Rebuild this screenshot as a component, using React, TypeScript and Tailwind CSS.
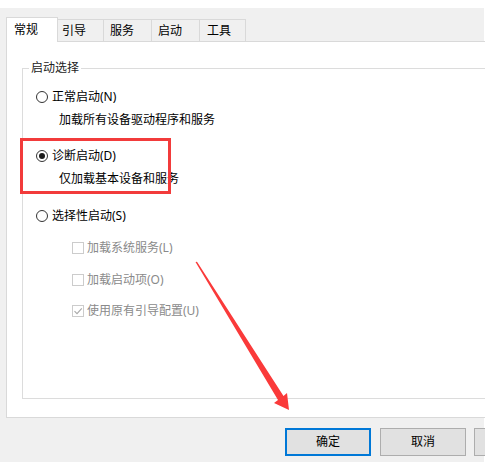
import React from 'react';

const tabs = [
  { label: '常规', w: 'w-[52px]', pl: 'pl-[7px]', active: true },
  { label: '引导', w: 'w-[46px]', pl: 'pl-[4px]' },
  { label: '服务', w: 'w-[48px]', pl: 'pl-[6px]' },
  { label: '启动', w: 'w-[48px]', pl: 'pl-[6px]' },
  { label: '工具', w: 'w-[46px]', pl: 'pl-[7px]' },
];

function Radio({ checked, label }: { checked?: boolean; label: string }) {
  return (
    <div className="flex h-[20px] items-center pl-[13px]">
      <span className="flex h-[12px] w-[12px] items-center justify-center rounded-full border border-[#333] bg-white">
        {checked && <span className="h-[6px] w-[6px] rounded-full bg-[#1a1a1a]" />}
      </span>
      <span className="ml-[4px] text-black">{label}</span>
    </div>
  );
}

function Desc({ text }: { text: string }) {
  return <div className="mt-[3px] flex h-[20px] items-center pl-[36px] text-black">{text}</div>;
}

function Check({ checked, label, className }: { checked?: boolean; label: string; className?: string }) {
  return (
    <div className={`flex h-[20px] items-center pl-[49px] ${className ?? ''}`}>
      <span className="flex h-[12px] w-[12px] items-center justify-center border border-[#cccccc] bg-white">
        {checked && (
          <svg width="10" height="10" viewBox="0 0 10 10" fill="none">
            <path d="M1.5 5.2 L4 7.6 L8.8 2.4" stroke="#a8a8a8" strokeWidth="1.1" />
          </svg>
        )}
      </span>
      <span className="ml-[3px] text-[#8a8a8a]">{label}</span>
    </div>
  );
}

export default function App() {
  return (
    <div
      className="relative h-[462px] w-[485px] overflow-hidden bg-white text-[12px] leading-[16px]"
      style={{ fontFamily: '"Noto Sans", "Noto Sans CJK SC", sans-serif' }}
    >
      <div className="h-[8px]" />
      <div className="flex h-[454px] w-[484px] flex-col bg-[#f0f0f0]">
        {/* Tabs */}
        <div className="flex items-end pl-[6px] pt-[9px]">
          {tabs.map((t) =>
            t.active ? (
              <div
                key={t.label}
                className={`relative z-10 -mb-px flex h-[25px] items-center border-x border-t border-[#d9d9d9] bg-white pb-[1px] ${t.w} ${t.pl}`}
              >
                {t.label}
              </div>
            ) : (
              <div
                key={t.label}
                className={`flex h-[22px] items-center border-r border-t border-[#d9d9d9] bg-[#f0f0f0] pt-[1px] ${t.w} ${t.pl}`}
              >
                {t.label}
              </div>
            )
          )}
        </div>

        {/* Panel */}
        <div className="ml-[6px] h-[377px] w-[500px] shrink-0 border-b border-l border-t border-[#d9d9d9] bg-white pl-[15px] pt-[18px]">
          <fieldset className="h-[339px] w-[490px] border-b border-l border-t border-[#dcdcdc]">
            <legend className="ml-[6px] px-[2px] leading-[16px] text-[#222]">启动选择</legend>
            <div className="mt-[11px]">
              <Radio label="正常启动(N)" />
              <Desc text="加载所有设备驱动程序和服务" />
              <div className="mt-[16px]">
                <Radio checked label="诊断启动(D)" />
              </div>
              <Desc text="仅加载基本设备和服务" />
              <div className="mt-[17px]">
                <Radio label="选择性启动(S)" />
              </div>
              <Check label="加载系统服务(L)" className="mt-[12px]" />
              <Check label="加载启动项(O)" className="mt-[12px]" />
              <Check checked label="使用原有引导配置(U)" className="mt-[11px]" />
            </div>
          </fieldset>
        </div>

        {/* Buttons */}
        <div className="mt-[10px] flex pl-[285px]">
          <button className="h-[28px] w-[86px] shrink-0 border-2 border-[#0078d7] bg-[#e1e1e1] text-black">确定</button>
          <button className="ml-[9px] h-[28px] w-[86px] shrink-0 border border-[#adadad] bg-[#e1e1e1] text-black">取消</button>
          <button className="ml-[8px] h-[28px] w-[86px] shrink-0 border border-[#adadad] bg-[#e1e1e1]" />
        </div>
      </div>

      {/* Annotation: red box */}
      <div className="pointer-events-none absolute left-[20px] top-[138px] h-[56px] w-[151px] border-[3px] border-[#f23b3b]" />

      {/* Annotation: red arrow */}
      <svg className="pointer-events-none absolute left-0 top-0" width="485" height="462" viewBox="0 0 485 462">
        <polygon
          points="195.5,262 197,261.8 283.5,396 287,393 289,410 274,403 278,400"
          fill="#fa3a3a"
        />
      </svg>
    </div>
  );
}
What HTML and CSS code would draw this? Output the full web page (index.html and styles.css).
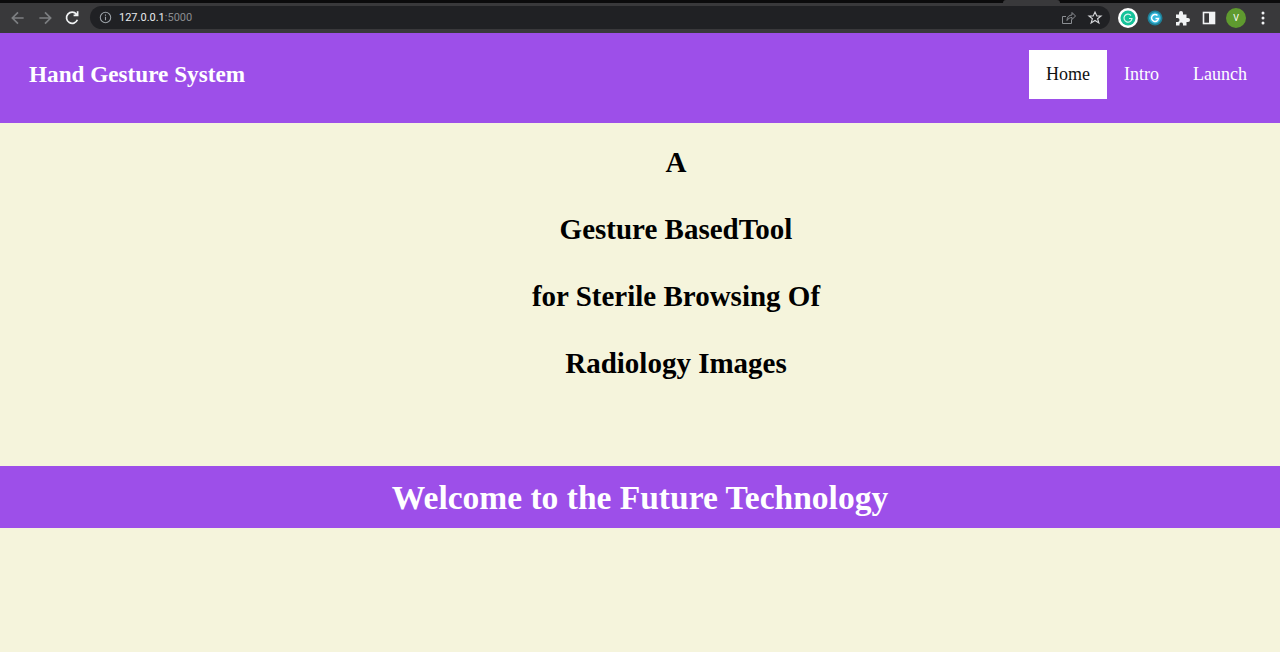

Written instruction
Your task is to retype all the entries exactly and leave out any pictures.

Full output
Rebuild this screenshot as a component, using React, TypeScript and Tailwind CSS.
import React from 'react';

const tabs = [
  { label: '常规', w: 'w-[52px]', pl: 'pl-[7px]', active: true },
  { label: '引导', w: 'w-[46px]', pl: 'pl-[4px]' },
  { label: '服务', w: 'w-[48px]', pl: 'pl-[6px]' },
  { label: '启动', w: 'w-[48px]', pl: 'pl-[6px]' },
  { label: '工具', w: 'w-[46px]', pl: 'pl-[7px]' },
];

function Radio({ checked, label }: { checked?: boolean; label: string }) {
  return (
    <div className="flex h-[20px] items-center pl-[13px]">
      <span className="flex h-[12px] w-[12px] items-center justify-center rounded-full border border-[#333] bg-white">
        {checked && <span className="h-[6px] w-[6px] rounded-full bg-[#1a1a1a]" />}
      </span>
      <span className="ml-[4px] text-black">{label}</span>
    </div>
  );
}

function Desc({ text }: { text: string }) {
  return <div className="mt-[3px] flex h-[20px] items-center pl-[36px] text-black">{text}</div>;
}

function Check({ checked, label, className }: { checked?: boolean; label: string; className?: string }) {
  return (
    <div className={`flex h-[20px] items-center pl-[49px] ${className ?? ''}`}>
      <span className="flex h-[12px] w-[12px] items-center justify-center border border-[#cccccc] bg-white">
        {checked && (
          <svg width="10" height="10" viewBox="0 0 10 10" fill="none">
            <path d="M1.5 5.2 L4 7.6 L8.8 2.4" stroke="#a8a8a8" strokeWidth="1.1" />
          </svg>
        )}
      </span>
      <span className="ml-[3px] text-[#8a8a8a]">{label}</span>
    </div>
  );
}

export default function App() {
  return (
    <div
      className="relative h-[462px] w-[485px] overflow-hidden bg-white text-[12px] leading-[16px]"
      style={{ fontFamily: '"Noto Sans", "Noto Sans CJK SC", sans-serif' }}
    >
      <div className="h-[8px]" />
      <div className="flex h-[454px] w-[484px] flex-col bg-[#f0f0f0]">
        {/* Tabs */}
        <div className="flex items-end pl-[6px] pt-[9px]">
          {tabs.map((t) =>
            t.active ? (
              <div
                key={t.label}
                className={`relative z-10 -mb-px flex h-[25px] items-center border-x border-t border-[#d9d9d9] bg-white pb-[1px] ${t.w} ${t.pl}`}
              >
                {t.label}
              </div>
            ) : (
              <div
                key={t.label}
                className={`flex h-[22px] items-center border-r border-t border-[#d9d9d9] bg-[#f0f0f0] pt-[1px] ${t.w} ${t.pl}`}
              >
                {t.label}
              </div>
            )
          )}
        </div>

        {/* Panel */}
        <div className="ml-[6px] h-[377px] w-[500px] shrink-0 border-b border-l border-t border-[#d9d9d9] bg-white pl-[15px] pt-[18px]">
          <fieldset className="h-[339px] w-[490px] border-b border-l border-t border-[#dcdcdc]">
            <legend className="ml-[6px] px-[2px] leading-[16px] text-[#222]">启动选择</legend>
            <div className="mt-[11px]">
              <Radio label="正常启动(N)" />
              <Desc text="加载所有设备驱动程序和服务" />
              <div className="mt-[16px]">
                <Radio checked label="诊断启动(D)" />
              </div>
              <Desc text="仅加载基本设备和服务" />
              <div className="mt-[17px]">
                <Radio label="选择性启动(S)" />
              </div>
              <Check label="加载系统服务(L)" className="mt-[12px]" />
              <Check label="加载启动项(O)" className="mt-[12px]" />
              <Check checked label="使用原有引导配置(U)" className="mt-[11px]" />
            </div>
          </fieldset>
        </div>

        {/* Buttons */}
        <div className="mt-[10px] flex pl-[285px]">
          <button className="h-[28px] w-[86px] shrink-0 border-2 border-[#0078d7] bg-[#e1e1e1] text-black">确定</button>
          <button className="ml-[9px] h-[28px] w-[86px] shrink-0 border border-[#adadad] bg-[#e1e1e1] text-black">取消</button>
          <button className="ml-[8px] h-[28px] w-[86px] shrink-0 border border-[#adadad] bg-[#e1e1e1]" />
        </div>
      </div>

      {/* Annotation: red box */}
      <div className="pointer-events-none absolute left-[20px] top-[138px] h-[56px] w-[151px] border-[3px] border-[#f23b3b]" />

      {/* Annotation: red arrow */}
      <svg className="pointer-events-none absolute left-0 top-0" width="485" height="462" viewBox="0 0 485 462">
        <polygon
          points="195.5,262 197,261.8 283.5,396 287,393 289,410 274,403 278,400"
          fill="#fa3a3a"
        />
      </svg>
    </div>
  );
}
What HTML and CSS code would draw this? Output the full web page (index.html and styles.css).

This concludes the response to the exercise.